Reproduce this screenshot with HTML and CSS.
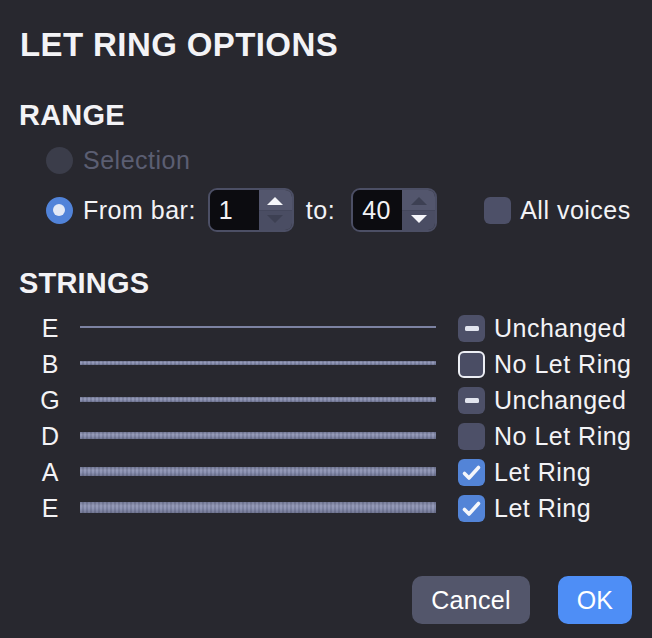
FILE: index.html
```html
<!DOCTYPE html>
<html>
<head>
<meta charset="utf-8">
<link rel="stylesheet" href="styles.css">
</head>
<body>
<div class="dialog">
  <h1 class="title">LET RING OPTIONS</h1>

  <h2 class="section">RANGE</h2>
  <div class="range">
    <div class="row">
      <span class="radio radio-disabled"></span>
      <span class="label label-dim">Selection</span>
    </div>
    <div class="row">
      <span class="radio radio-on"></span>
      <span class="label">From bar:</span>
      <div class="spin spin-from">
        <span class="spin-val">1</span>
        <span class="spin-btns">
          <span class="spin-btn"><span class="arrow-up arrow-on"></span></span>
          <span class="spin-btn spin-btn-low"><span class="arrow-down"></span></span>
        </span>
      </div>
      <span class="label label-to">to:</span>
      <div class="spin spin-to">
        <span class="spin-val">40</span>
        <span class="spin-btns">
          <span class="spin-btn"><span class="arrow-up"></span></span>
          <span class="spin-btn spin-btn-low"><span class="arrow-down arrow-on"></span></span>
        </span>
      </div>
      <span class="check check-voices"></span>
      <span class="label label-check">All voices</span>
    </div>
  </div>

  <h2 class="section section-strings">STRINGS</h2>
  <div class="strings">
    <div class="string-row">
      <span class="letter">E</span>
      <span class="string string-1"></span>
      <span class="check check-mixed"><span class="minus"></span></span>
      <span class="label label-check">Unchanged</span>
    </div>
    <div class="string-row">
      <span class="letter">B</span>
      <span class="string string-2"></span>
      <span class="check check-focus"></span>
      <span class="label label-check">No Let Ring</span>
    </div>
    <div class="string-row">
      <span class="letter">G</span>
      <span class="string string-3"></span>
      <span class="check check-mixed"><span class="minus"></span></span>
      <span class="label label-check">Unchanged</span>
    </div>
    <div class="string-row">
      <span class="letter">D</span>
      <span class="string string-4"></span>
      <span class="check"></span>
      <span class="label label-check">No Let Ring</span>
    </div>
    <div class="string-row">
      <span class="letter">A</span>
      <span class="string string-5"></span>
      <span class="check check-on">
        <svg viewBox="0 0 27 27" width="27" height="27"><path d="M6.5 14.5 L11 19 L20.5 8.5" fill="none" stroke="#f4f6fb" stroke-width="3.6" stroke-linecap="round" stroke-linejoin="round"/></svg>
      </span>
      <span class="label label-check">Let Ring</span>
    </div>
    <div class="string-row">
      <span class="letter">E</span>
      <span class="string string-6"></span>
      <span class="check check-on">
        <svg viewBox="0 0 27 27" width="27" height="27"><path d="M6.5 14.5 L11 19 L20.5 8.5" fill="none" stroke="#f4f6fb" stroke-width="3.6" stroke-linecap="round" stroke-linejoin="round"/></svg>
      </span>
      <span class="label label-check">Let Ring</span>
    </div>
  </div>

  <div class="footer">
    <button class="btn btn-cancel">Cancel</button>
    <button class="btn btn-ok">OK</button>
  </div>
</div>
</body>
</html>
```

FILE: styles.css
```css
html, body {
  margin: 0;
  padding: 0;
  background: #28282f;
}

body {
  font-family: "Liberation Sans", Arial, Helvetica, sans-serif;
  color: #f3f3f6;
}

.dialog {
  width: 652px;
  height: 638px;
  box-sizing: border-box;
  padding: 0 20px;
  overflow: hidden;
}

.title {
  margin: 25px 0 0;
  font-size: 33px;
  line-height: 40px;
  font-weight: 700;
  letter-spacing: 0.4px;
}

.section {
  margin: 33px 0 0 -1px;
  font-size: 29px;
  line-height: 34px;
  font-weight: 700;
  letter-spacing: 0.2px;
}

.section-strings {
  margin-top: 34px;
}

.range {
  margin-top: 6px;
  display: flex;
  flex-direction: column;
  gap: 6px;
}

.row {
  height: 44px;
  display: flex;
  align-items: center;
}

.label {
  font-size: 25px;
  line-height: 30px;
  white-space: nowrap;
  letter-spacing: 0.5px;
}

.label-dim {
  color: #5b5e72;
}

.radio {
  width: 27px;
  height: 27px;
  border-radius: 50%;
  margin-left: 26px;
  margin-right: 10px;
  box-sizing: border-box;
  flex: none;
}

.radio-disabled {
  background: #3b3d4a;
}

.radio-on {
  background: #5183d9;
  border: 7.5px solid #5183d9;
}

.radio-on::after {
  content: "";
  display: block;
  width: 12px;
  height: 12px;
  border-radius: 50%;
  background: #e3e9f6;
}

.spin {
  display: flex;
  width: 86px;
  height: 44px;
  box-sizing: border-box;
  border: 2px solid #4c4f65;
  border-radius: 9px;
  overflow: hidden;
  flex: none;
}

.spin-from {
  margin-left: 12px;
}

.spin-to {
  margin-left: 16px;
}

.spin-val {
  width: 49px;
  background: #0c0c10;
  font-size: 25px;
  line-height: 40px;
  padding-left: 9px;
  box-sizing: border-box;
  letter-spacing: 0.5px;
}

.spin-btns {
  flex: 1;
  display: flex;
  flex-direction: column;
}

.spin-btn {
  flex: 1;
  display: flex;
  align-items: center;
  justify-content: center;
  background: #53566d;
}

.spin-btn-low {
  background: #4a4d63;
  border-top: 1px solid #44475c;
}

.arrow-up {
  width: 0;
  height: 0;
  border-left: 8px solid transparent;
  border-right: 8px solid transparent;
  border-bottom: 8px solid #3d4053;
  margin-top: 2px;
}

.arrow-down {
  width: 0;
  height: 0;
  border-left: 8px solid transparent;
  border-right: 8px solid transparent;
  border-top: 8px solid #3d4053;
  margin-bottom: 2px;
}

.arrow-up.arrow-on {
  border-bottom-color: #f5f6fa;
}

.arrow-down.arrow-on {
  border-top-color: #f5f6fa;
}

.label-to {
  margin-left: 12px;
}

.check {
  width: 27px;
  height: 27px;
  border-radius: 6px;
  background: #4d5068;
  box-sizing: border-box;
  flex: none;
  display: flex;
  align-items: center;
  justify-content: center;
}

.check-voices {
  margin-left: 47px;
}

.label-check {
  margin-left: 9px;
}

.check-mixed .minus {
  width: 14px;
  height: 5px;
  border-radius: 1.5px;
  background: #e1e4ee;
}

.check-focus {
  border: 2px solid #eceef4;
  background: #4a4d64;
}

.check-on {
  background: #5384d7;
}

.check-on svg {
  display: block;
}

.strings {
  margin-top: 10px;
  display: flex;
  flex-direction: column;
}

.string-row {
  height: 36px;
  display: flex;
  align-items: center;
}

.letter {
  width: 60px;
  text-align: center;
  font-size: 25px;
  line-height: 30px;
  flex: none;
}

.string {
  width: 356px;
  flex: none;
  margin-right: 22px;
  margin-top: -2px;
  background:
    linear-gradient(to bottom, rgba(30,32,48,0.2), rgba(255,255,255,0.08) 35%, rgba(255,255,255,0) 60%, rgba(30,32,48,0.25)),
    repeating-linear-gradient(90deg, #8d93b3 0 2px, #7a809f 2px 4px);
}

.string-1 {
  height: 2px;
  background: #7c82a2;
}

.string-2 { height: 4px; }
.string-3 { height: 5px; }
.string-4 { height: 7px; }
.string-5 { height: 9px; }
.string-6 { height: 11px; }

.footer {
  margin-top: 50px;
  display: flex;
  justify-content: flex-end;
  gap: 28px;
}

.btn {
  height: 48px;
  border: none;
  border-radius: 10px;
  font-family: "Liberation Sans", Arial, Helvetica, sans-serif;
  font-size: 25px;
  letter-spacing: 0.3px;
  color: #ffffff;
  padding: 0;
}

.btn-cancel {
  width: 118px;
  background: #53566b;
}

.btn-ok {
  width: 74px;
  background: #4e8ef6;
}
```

Task ::
Every line above should be returned word for word, with the pictures left behind.

The completed task ::
Reproduce this screenshot with HTML and CSS.
FILE: index.html
```html
<!DOCTYPE html>
<html>
<head>
<meta charset="utf-8">
<link rel="stylesheet" href="styles.css">
</head>
<body>
<div class="dialog">
  <h1 class="title">LET RING OPTIONS</h1>

  <h2 class="section">RANGE</h2>
  <div class="range">
    <div class="row">
      <span class="radio radio-disabled"></span>
      <span class="label label-dim">Selection</span>
    </div>
    <div class="row">
      <span class="radio radio-on"></span>
      <span class="label">From bar:</span>
      <div class="spin spin-from">
        <span class="spin-val">1</span>
        <span class="spin-btns">
          <span class="spin-btn"><span class="arrow-up arrow-on"></span></span>
          <span class="spin-btn spin-btn-low"><span class="arrow-down"></span></span>
        </span>
      </div>
      <span class="label label-to">to:</span>
      <div class="spin spin-to">
        <span class="spin-val">40</span>
        <span class="spin-btns">
          <span class="spin-btn"><span class="arrow-up"></span></span>
          <span class="spin-btn spin-btn-low"><span class="arrow-down arrow-on"></span></span>
        </span>
      </div>
      <span class="check check-voices"></span>
      <span class="label label-check">All voices</span>
    </div>
  </div>

  <h2 class="section section-strings">STRINGS</h2>
  <div class="strings">
    <div class="string-row">
      <span class="letter">E</span>
      <span class="string string-1"></span>
      <span class="check check-mixed"><span class="minus"></span></span>
      <span class="label label-check">Unchanged</span>
    </div>
    <div class="string-row">
      <span class="letter">B</span>
      <span class="string string-2"></span>
      <span class="check check-focus"></span>
      <span class="label label-check">No Let Ring</span>
    </div>
    <div class="string-row">
      <span class="letter">G</span>
      <span class="string string-3"></span>
      <span class="check check-mixed"><span class="minus"></span></span>
      <span class="label label-check">Unchanged</span>
    </div>
    <div class="string-row">
      <span class="letter">D</span>
      <span class="string string-4"></span>
      <span class="check"></span>
      <span class="label label-check">No Let Ring</span>
    </div>
    <div class="string-row">
      <span class="letter">A</span>
      <span class="string string-5"></span>
      <span class="check check-on">
        <svg viewBox="0 0 27 27" width="27" height="27"><path d="M6.5 14.5 L11 19 L20.5 8.5" fill="none" stroke="#f4f6fb" stroke-width="3.6" stroke-linecap="round" stroke-linejoin="round"/></svg>
      </span>
      <span class="label label-check">Let Ring</span>
    </div>
    <div class="string-row">
      <span class="letter">E</span>
      <span class="string string-6"></span>
      <span class="check check-on">
        <svg viewBox="0 0 27 27" width="27" height="27"><path d="M6.5 14.5 L11 19 L20.5 8.5" fill="none" stroke="#f4f6fb" stroke-width="3.6" stroke-linecap="round" stroke-linejoin="round"/></svg>
      </span>
      <span class="label label-check">Let Ring</span>
    </div>
  </div>

  <div class="footer">
    <button class="btn btn-cancel">Cancel</button>
    <button class="btn btn-ok">OK</button>
  </div>
</div>
</body>
</html>
```

FILE: styles.css
```css
html, body {
  margin: 0;
  padding: 0;
  background: #28282f;
}

body {
  font-family: "Liberation Sans", Arial, Helvetica, sans-serif;
  color: #f3f3f6;
}

.dialog {
  width: 652px;
  height: 638px;
  box-sizing: border-box;
  padding: 0 20px;
  overflow: hidden;
}

.title {
  margin: 25px 0 0;
  font-size: 33px;
  line-height: 40px;
  font-weight: 700;
  letter-spacing: 0.4px;
}

.section {
  margin: 33px 0 0 -1px;
  font-size: 29px;
  line-height: 34px;
  font-weight: 700;
  letter-spacing: 0.2px;
}

.section-strings {
  margin-top: 34px;
}

.range {
  margin-top: 6px;
  display: flex;
  flex-direction: column;
  gap: 6px;
}

.row {
  height: 44px;
  display: flex;
  align-items: center;
}

.label {
  font-size: 25px;
  line-height: 30px;
  white-space: nowrap;
  letter-spacing: 0.5px;
}

.label-dim {
  color: #5b5e72;
}

.radio {
  width: 27px;
  height: 27px;
  border-radius: 50%;
  margin-left: 26px;
  margin-right: 10px;
  box-sizing: border-box;
  flex: none;
}

.radio-disabled {
  background: #3b3d4a;
}

.radio-on {
  background: #5183d9;
  border: 7.5px solid #5183d9;
}

.radio-on::after {
  content: "";
  display: block;
  width: 12px;
  height: 12px;
  border-radius: 50%;
  background: #e3e9f6;
}

.spin {
  display: flex;
  width: 86px;
  height: 44px;
  box-sizing: border-box;
  border: 2px solid #4c4f65;
  border-radius: 9px;
  overflow: hidden;
  flex: none;
}

.spin-from {
  margin-left: 12px;
}

.spin-to {
  margin-left: 16px;
}

.spin-val {
  width: 49px;
  background: #0c0c10;
  font-size: 25px;
  line-height: 40px;
  padding-left: 9px;
  box-sizing: border-box;
  letter-spacing: 0.5px;
}

.spin-btns {
  flex: 1;
  display: flex;
  flex-direction: column;
}

.spin-btn {
  flex: 1;
  display: flex;
  align-items: center;
  justify-content: center;
  background: #53566d;
}

.spin-btn-low {
  background: #4a4d63;
  border-top: 1px solid #44475c;
}

.arrow-up {
  width: 0;
  height: 0;
  border-left: 8px solid transparent;
  border-right: 8px solid transparent;
  border-bottom: 8px solid #3d4053;
  margin-top: 2px;
}

.arrow-down {
  width: 0;
  height: 0;
  border-left: 8px solid transparent;
  border-right: 8px solid transparent;
  border-top: 8px solid #3d4053;
  margin-bottom: 2px;
}

.arrow-up.arrow-on {
  border-bottom-color: #f5f6fa;
}

.arrow-down.arrow-on {
  border-top-color: #f5f6fa;
}

.label-to {
  margin-left: 12px;
}

.check {
  width: 27px;
  height: 27px;
  border-radius: 6px;
  background: #4d5068;
  box-sizing: border-box;
  flex: none;
  display: flex;
  align-items: center;
  justify-content: center;
}

.check-voices {
  margin-left: 47px;
}

.label-check {
  margin-left: 9px;
}

.check-mixed .minus {
  width: 14px;
  height: 5px;
  border-radius: 1.5px;
  background: #e1e4ee;
}

.check-focus {
  border: 2px solid #eceef4;
  background: #4a4d64;
}

.check-on {
  background: #5384d7;
}

.check-on svg {
  display: block;
}

.strings {
  margin-top: 10px;
  display: flex;
  flex-direction: column;
}

.string-row {
  height: 36px;
  display: flex;
  align-items: center;
}

.letter {
  width: 60px;
  text-align: center;
  font-size: 25px;
  line-height: 30px;
  flex: none;
}

.string {
  width: 356px;
  flex: none;
  margin-right: 22px;
  margin-top: -2px;
  background:
    linear-gradient(to bottom, rgba(30,32,48,0.2), rgba(255,255,255,0.08) 35%, rgba(255,255,255,0) 60%, rgba(30,32,48,0.25)),
    repeating-linear-gradient(90deg, #8d93b3 0 2px, #7a809f 2px 4px);
}

.string-1 {
  height: 2px;
  background: #7c82a2;
}

.string-2 { height: 4px; }
.string-3 { height: 5px; }
.string-4 { height: 7px; }
.string-5 { height: 9px; }
.string-6 { height: 11px; }

.footer {
  margin-top: 50px;
  display: flex;
  justify-content: flex-end;
  gap: 28px;
}

.btn {
  height: 48px;
  border: none;
  border-radius: 10px;
  font-family: "Liberation Sans", Arial, Helvetica, sans-serif;
  font-size: 25px;
  letter-spacing: 0.3px;
  color: #ffffff;
  padding: 0;
}

.btn-cancel {
  width: 118px;
  background: #53566b;
}

.btn-ok {
  width: 74px;
  background: #4e8ef6;
}
```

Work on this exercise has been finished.